Anna Harris, Deputy Refuge Manager at the Lenape National Wildlife Refuge Complex and one of the event's main organizers, believes it was the partners' shared vision -- to build connections to nature and lift up underserved communities -- that made the event so impactful.

"This event was the start of something new for the refuge, but the journey to get here was not. Our longstanding partnership with Groundworks Elizabeth, the Friends of Great Swamp and Josephine's place created the foundation for a safe, trustworthy and fun Hike it Baby event," Harris said. "As the proverb states, 'it takes a village to raise a child.' We'll continue working with the community to provide a safe and healthy environment for the mothers and children of Elizabeth."

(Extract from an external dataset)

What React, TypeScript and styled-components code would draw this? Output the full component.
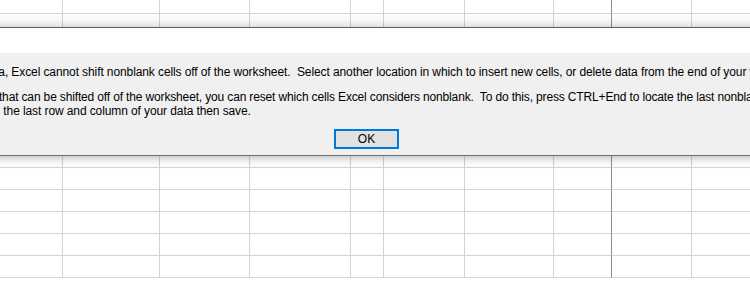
import React from "react";
import styled, { createGlobalStyle } from "styled-components";

const GlobalStyle = createGlobalStyle`
  html, body {
    margin: 0;
    padding: 0;
    background: #ffffff;
    overflow: hidden;
  }
  * { box-sizing: border-box; }
`;

const COLS = [63, 97, 90, 101, 33, 81, 89, 58, 80, 120];
const FROZEN_COL = 7;
const ROWS = 13;

const Page = styled.div`
  position: relative;
  width: 750px;
  height: 285px;
  overflow: hidden;
  background: #ffffff;
`;

const Sheet = styled.div<{ $cols: string }>`
  display: grid;
  grid-template-columns: ${(p) => p.$cols};
  grid-template-rows: 14px;
  grid-auto-rows: 22px;
`;

const Cell = styled.div<{ $frozen: boolean }>`
  border-right: 1px solid ${(p) => (p.$frozen ? "#8e8e8e" : "#d4d4d4")};
  border-bottom: 1px solid #d4d4d4;
  background: #ffffff;
`;

const Dialog = styled.div`
  position: absolute;
  top: 27px;
  left: -172px;
  width: 1077px;
  border-top: 1px solid #5f5f5f;
  border-bottom: 1px solid #6e6e6e;
  border-left: 1px solid #5f5f5f;
  border-right: 1px solid #5f5f5f;
  box-shadow: 0 0 13px rgba(0, 0, 0, 0.22), 0 2px 6px rgba(0, 0, 0, 0.12);
  display: flex;
  flex-direction: column;
  font-family: "Liberation Sans", Arial, sans-serif;
  font-size: 12px;
  color: #000000;
`;

const TitleBar = styled.div`
  height: 25px;
  background: #ffffff;
  display: flex;
  align-items: center;
  justify-content: space-between;
  padding-left: 8px;
`;

const Title = styled.span`
  font-size: 12px;
  color: #000000;
`;

const CloseBox = styled.span`
  width: 45px;
  height: 25px;
  display: flex;
  align-items: center;
  justify-content: center;
  font-size: 14px;
`;

const Body = styled.div`
  background: #f0f0f0;
  height: 102px;
  display: flex;
  flex-direction: column;
  padding: 12px 0 6px 11px;
`;

const Paragraph = styled.div`
  margin-bottom: 11px;
`;

const Line = styled.div<{ $indent: number; $tracking: number }>`
  height: 14px;
  line-height: 14px;
  white-space: pre;
  letter-spacing: ${(p) => p.$tracking}px;
  text-indent: ${(p) => p.$indent}px;
  color: #000000;
`;

const ButtonRow = styled.div`
  display: flex;
  justify-content: center;
  margin-left: -11px;
`;

const OkButton = styled.button`
  width: 65px;
  height: 20px;
  padding: 0;
  margin: 0;
  background: #e1e1e1;
  border: 2px solid #0078d7;
  font-family: "Liberation Sans", Arial, sans-serif;
  font-size: 12px;
  color: #000000;
  line-height: 16px;
`;

type TextLine = { text: string; indent: number; tracking: number };

const paragraphs: TextLine[][] = [
  [
    {
      text: "To prevent possible loss of data, Excel cannot shift nonblank cells off of the worksheet.  Select another location in which to insert new cells, or delete data from the end of your worksheet.",
      indent: 0,
      tracking: -0.1,
    },
  ],
  [
    {
      text: "If you don't have data in cells that can be shifted off of the worksheet, you can reset which cells Excel considers nonblank.  To do this, press CTRL+End to locate the last nonblank cell on the worksheet.  Then delete that",
      indent: 6,
      tracking: -0.15,
    },
    {
      text: "cell and all cells between it and the last row and column of your data then save.",
      indent: -2,
      tracking: -0.1,
    },
  ],
];

export default function App() {
  const cells = Array.from({ length: ROWS * COLS.length }, (_, i) => i);
  return (
    <>
      <GlobalStyle />
      <Page>
        <Sheet $cols={COLS.map((c) => `${c}px`).join(" ")}>
          {cells.map((i) => (
            <Cell key={i} $frozen={i % COLS.length === FROZEN_COL} />
          ))}
        </Sheet>
        <Dialog role="dialog">
          <TitleBar>
            <Title>Microsoft Excel</Title>
            <CloseBox>✕</CloseBox>
          </TitleBar>
          <Body>
            {paragraphs.map((p, pi) => (
              <Paragraph key={pi}>
                {p.map((l, li) => (
                  <Line key={li} $indent={l.indent} $tracking={l.tracking}>
                    {l.text}
                  </Line>
                ))}
              </Paragraph>
            ))}
            <ButtonRow>
              <OkButton>OK</OkButton>
            </ButtonRow>
          </Body>
        </Dialog>
      </Page>
    </>
  );
}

Elizabeth Urban Wildlife Refuge Partnership Great Backyard Bird Count!

Birds (and bird-watchers) flock together at annual birdwatching event near New York City

It’s a bird, it’s a plane, it’s superman, oh wait, no, it is a bird! Most residents in Elizabeth, New Jersey, may not be aware that their city lies along the Atlantic Flyway (the route that millions of birds take as they migrate between their nesting and wintering areas), but one local partnership is working to change that through a series of introductory birding events in downtown Elizabeth. Home to the U.S. Fish and Wildlife Service’s Elizabeth Urban Wildlife Refuge Partnership, the U.S. Fish and Wildlife Service, along with the Friends of the Great Swamp National Wildlife RefugeGroundwork Elizabeth, Josephine’s Place, the City of Elizabeth's Peterstown Community Center, and the National Wildlife Refuge Association, recently hosted their annual Great Backyard Bird Count in Elizabeth on February 17th, 2023. Elizabeth residents had the opportunity to see a wide variety of bird species on a rainy Friday morning with some guidance from several experienced birders.

The event, which took place along the Elizabeth River, started at the Peterstown Community Center with some introductory bird-watching tips before the over 65 participants headed outdoors. Sierra Hairston, Recreation Leader for the Peterstown Community Center, offered to host the event at her site because “it’s important for seniors to get out into nature and enjoy activities like bird-watching because it provides an opportunity to exercise, improves mobility, and helps reduce the risk of Alzheimer’s and dementia.”

The Friends of Great Swamp National Wildlife Refuge generously donated binoculars for community members to use at the event and for future bird-watching trips, as well as serving as guides to assist the participants in identifying the different bird species. Randi Emmer, Vice-President and Outreach Chair for the Friends of Great Swamp National Wildlife Refuge, stated that the participants “are not only eager to go birding, but want to learn as much as possible about the birds they see, and I am more than willing to provide interesting facts on those birds to make the day extra special for them." The Friends of Great Swamp National Wildlife Refuge also generously donated a pizza lunch for the participants to enjoy after they had wrapped up their bird-watching activities.

Community members taking part in the bird count had the opportunity to see and learn about a wide variety of birds, including a flock of over 165 Canada geesered-winged blackbirds, and even a downy woodpecker. The chance to introduce Elizabeth residents to birds they may not have seen before was very important to the event’s organizers, with Groundwork Elizabeth Director of Youth Initiatives Beren Delgado sharing that “we at Groundwork Elizabeth believe everyone has the right to explore nature. We work with our partners…to ensure anyone can have access to green spaces in order to cultivate an appreciation of nature in all of its beauty."

While many of the participants were inspired by the many birds they observed, inspiration was also found in the people taking part in the event. Groundwork Elizabeth Youth Leader Darian Griffin said “while learning about the environment is fun, I feel that learning about why the friends that I have made so far at these events are so invested…that they use it as a way to connect with nature. To take a moment out of their lives to appreciate the things that literally fly over their heads means a lot to them, and in turn it means a lot to me.”